We live in a world where "freedom" of action is valued, especially if that "freedom" leads to job creation and profit for people. What this inevitably leads to is the acceptance of actions whose impacts are ill-defined and unknown. Once we grant this "freedom," it is hard to take that "freedom" back, or to regulate it, or temper it. (I can imagine how hard it must be to be a parent.) The "freedom" grows in magnitude like a chain reaction, rooting itself in our sensibilities and communities. Such rooting makes it difficult to move away the behaviour, just as it is difficult to break a bad habit. But we always realise that there are negative impacts to these "free" actions, and so we may therefore seek to regulate them, to temper them, through law. Such laws are by their nature retrospective, and not proactive. The goals of the regulators are then themselves tempered by the will of industry, and indeed we end up with weaker, retrospective law. Almost all of the environmental laws I can think of, including major pieces of legislation such as the Clean Air Act, Clean Water Act, and the National Environmental Policy Act, were all put in place retrospectively. I wonder what it would be like if we had proactive law more widely practiced. (Definitely read this document - various legal facets are very well articulated, and not in incomprehensible legalese.)

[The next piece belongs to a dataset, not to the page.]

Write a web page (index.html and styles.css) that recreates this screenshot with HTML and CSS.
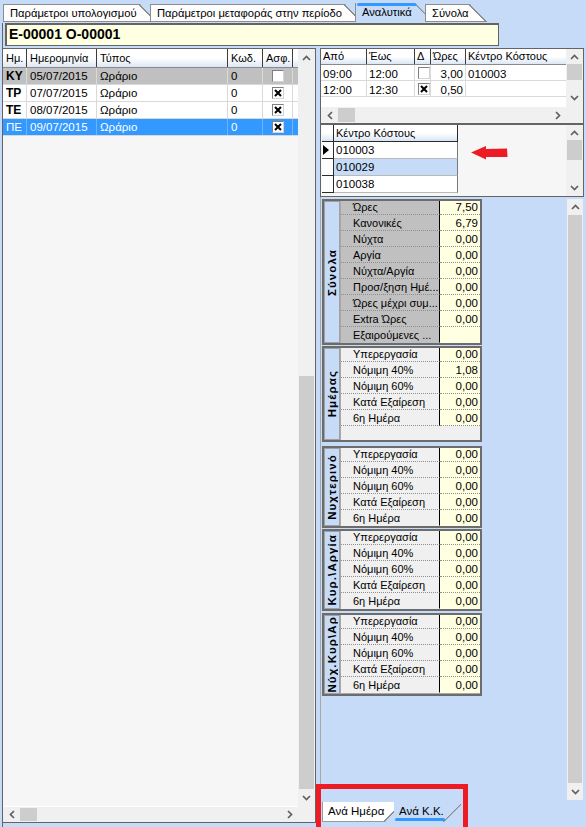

I think there are issues with such forward-looking approaches that may be far-reaching. I truly question whether it is biologically possible for human mentality to have evolved to fully comprehend the long-term impacts of our actions. Not long a time, on an evolutionary scale, has passed since we were hunter-gatherers. Our ability to think and envision may in fact be limited to such short time scales that we are in fact still mentally hunter-gatherers - shooting from the hip and making decisions that are "good" in the short term, but are inherently against the tide of nature in the long term.